Mercy · 05/10/2006 18:55

edam, that's a very fair point re being ordered about

Cresta

mummyscaryhouseonthehill · 05/10/2006 18:56

Cresta- My DH is a martial arts instructor and would never force me or the children to go to a class he ran. He does not practice with me or the children at home unless we request him to and then he keeps it to drills and kata no sparring as he knows how dangerous this could be to our relationships if something went wrong.

This does sound a lot like roid rage or a way of dressing up domestic violence so that you think that you have nothing to complain about.

Abusers use verbal/mental and physical abuse and it sounds like you are experiencing all three.

Hun you need an escape route for you and the kids before he stops pulling those punches so that they aren't full force and starts all out beating you up.

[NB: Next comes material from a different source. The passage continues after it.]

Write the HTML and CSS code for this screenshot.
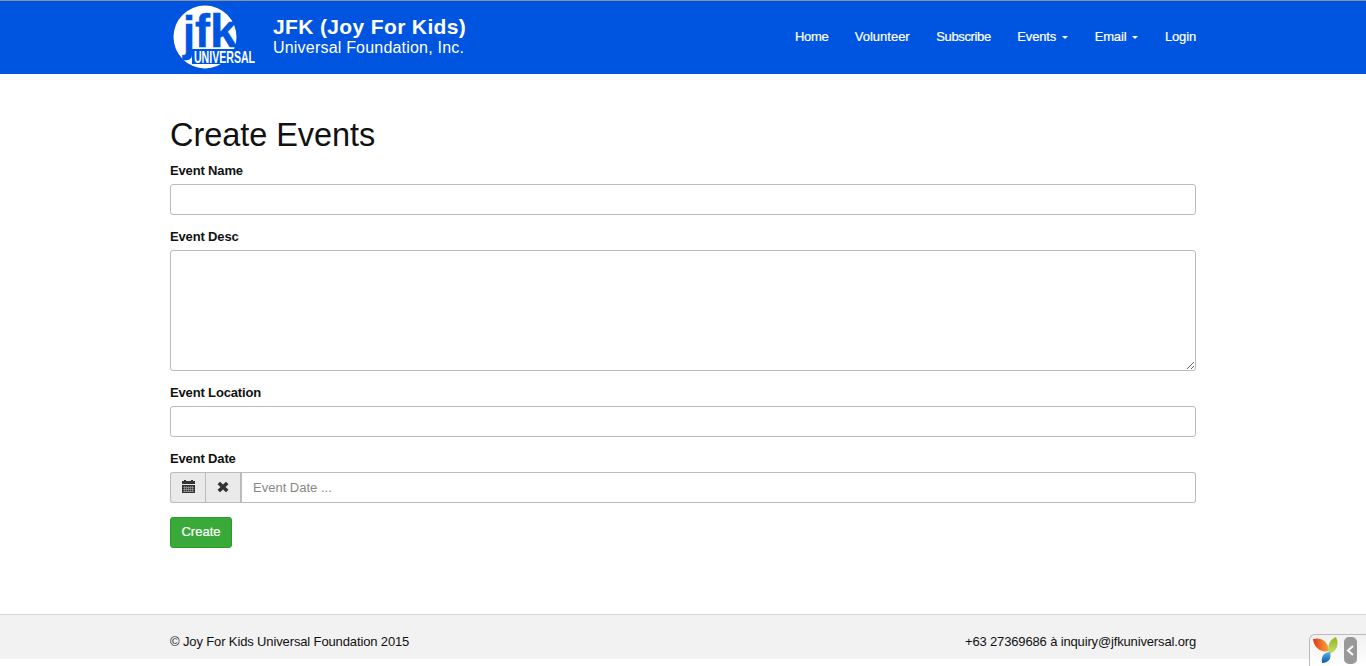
FILE: index.html
```html
<!DOCTYPE html>
<html lang="en">
<head>
<meta charset="utf-8">
<title>Create Events</title>
<link rel="stylesheet" href="styles.css">
</head>
<body>
<header class="navbar">
  <div class="container navbar-inner">
    <a class="brand">
      <svg class="logo" width="90" height="73" viewBox="170 1 90 73">
        <circle cx="205" cy="37" r="31.5" fill="#fff"/>
        <g class="logo-letters" fill="#0055e0" stroke="#0055e0">
          <text x="183" y="50" font-size="49" textLength="12" lengthAdjust="spacingAndGlyphs">j</text>
          <text x="195" y="46.500" font-size="46" textLength="15" lengthAdjust="spacingAndGlyphs">f</text>
          <text x="210" y="46.500" font-size="47" textLength="27" lengthAdjust="spacingAndGlyphs">k</text>
        </g>
        <path d="M192 49h50v15h-50z" fill="#0055e0"/>
        <text class="logo-word" x="194" y="62.500" font-size="17" fill="#fff" textLength="61" lengthAdjust="spacingAndGlyphs">UNIVERSAL</text>
      </svg>
      <span class="brand-text"><strong>JFK (Joy For Kids)</strong><span>Universal Foundation, Inc.</span></span>
    </a>
    <nav class="nav">
      <a class="home">Home</a><a class="volunteer">Volunteer</a><a class="subscribe">Subscribe</a><a class="events">Events<i class="caret"></i></a><a class="email">Email<i class="caret"></i></a><a class="login">Login</a>
    </nav>
  </div>
</header>
<main class="container content">
  <h1>Create Events</h1>
  <form>
    <div class="field"><label for="name">Event Name</label><input id="name" class="control" type="text"></div>
    <div class="field"><label for="desc">Event Desc</label><textarea id="desc" class="control area"></textarea></div>
    <div class="field"><label for="location">Event Location</label><input id="location" class="control" type="text"></div>
    <div class="field"><label for="date">Event Date</label>
      <div class="group">
        <span class="addon"><svg width="13" height="13" viewBox="0 0 13 13"><path d="M0 1h2V0h2v1h5V0h2v1h2v3H0zM0 5h13v8H0z" fill="#333"/><path d="M1 7.500h11M1 9.500h11M1 11.500h11M2.500 6v6M4.500 6v6M6.500 6v6M8.500 6v6M10.500 6v6" stroke="#aaa" stroke-width=".6"/></svg></span>
        <span class="addon"><svg width="12" height="12" viewBox="0 0 12 12"><path d="M3 .8 6 3.500 9 .8l2.500 2.400L8.500 6l3 2.800L9 11.200 6 8.500l-3 2.700L.5 8.800l3-2.800-3-2.800z" fill="#333"/></svg></span>
        <input id="date" class="control" type="text" placeholder="Event Date ...">
      </div>
    </div>
    <button class="btn" type="button">Create</button>
  </form>
</main>
<footer class="footer">
  <div class="container footer-inner"><span class="copyright">© Joy For Kids Universal Foundation 2015</span><span class="contact">+63 27369686 à inquiry@jfkuniversal.org</span></div>
</footer>
<div class="debug">
  <svg width="56" height="31" viewBox="1310 635 56 31">
    <defs>
      <linearGradient id="orange"><stop offset="0" stop-color="#df3a16"/><stop offset="1" stop-color="#f9a63b"/></linearGradient>
      <linearGradient id="green" x2="0" y2="1"><stop offset="0" stop-color="#8db61c"/><stop offset="1" stop-color="#cddf72"/></linearGradient>
      <linearGradient id="blue" x2="0" y2="1"><stop offset="0" stop-color="#5cb5e8"/><stop offset="1" stop-color="#0757a8"/></linearGradient>
    </defs>
    <path d="M1313 639c7-2 15 1 16 12-8 2-15-3-16-12z" fill="url(#orange)"/>
    <path d="M1336 637c4 8 0 15-7 17-2-8 0-14 7-17z" fill="url(#green)"/>
    <path d="M1330 652c2 7-2 11-8 11-1-7 2-11 8-11z" fill="url(#blue)"/>
    <rect x="1344" y="637" width="13" height="27" rx="5" fill="#999"/>
    <path d="m1353 646-5 4.500 5 4.500" fill="none" stroke="#fff" stroke-width="2"/>
  </svg>
</div>
</body>
</html>
```
FILE: styles.css
```css
* { box-sizing: border-box; }
body { margin: 0; height: 666px; overflow: hidden; background: #fff; color: #111; font: 13px/18px "Liberation Sans", Arial, sans-serif; }
.container { width: 1026px; margin: 0 auto; }
.navbar { height: 74px; background: #0055e0; border-top: 1px solid #8c929c; }
.navbar-inner { display: flex; justify-content: space-between; }
.brand { display: flex; color: #fff; }
.logo { display: block; overflow: visible; }
.logo-letters { font-family: "Liberation Sans", Arial, sans-serif; font-weight: bold; stroke-width: .5; }
.logo-word { font-family: "Liberation Sans", Arial, sans-serif; font-weight: bold; }
.brand-text { display: flex; flex-direction: column; padding: 14px 0 0 13px; font-size: 16px; line-height: 20px; letter-spacing: .2px; }
.brand-text strong { font-size: 21px; line-height: 23px; letter-spacing: .36px; }
.nav { display: flex; justify-content: space-between; width: 401px; padding-top: 27px; }
.nav a { display: flex; align-items: center; height: 18px; color: #fff; white-space: nowrap; -webkit-text-stroke: .2px #fff; }
.home, .subscribe { letter-spacing: -.35px; }
.events, .email, .login { letter-spacing: -.15px; }
.caret { margin: 1px 0 0 6px; border: 3px solid transparent; border-top-color: #fff; border-bottom: 0; }
.content { height: 540px; padding-top: 43px; }
h1 { margin: 0 0 9px; font-size: 32.5px; line-height: 36px; font-weight: normal; letter-spacing: -.05px; }
.field { margin-bottom: 13px; }
label { display: block; margin-bottom: 4px; font-weight: bold; line-height: 18px; letter-spacing: -.15px; }
.control { display: block; width: 100%; height: 31px; padding: 5px 11px; border: 1px solid #bbb; border-radius: 3px; background: #fff; font: 13px/19px "Liberation Sans", Arial, sans-serif; }
.control::placeholder { color: #888; opacity: 1; }
.area { height: 121px; resize: vertical; }
.group { display: flex; }
.addon { display: flex; align-items: center; justify-content: center; width: 35px; height: 31px; flex: none; padding-bottom: 2px; background: #eaeaea; border: 1px solid #bbb; border-right: 0; }
.addon:first-child { border-radius: 3px 0 0 3px; }
.group .control { flex: 1; border-left-width: 2px; border-radius: 0 3px 3px 0; }
.btn { display: block; width: 62px; height: 31px; margin-top: 14px; padding: 0 0 2px; border: 1px solid #2c9b2c; border-radius: 3px; background: #39a939; color: #fff; font: 13px "Liberation Sans", Arial, sans-serif; -webkit-text-stroke: .2px #fff; }
.footer { height: 45px; background: #f2f2f2; border-top: 1px solid #d5d5d5; }
.footer-inner { display: flex; justify-content: space-between; padding-top: 18px; }
.copyright { letter-spacing: -.13px; }
.contact { letter-spacing: -.15px; }
.debug { position: fixed; right: 0; bottom: 0; width: 57px; height: 32px; border: 1px solid #bbb; border-width: 1px 0 0 1px; border-radius: 6px 0 0; background: linear-gradient(#f1f1f1, #fff); }
.debug svg { display: block; }
```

AttilaTheMeerkat · 05/10/2006 19:02

He has in the past been violent towards other people and now this same violence has now turned towards you. He will end up killing you if you stay; don't think that possibility may not happen.

Please call Womens Aid. You need their help and support.

Howwwwwlidaymum · 05/10/2006 19:04

Children of abusers are likely to grow up to be abusers themselves. If you can't do this for yourself you must do it to stop your children becoming like your dp as adults.

mummyscaryhouseonthehill · 05/10/2006 19:19

I make the decision to train or not to train and there is no pressure on me either way. DH understands that I am not as keen on his hobby. I prefer Archery which he isn't keen on but would never stop me from doing it and I would never force him to come along with me.

PLEASE PLEASE PLEASE phone womens aid.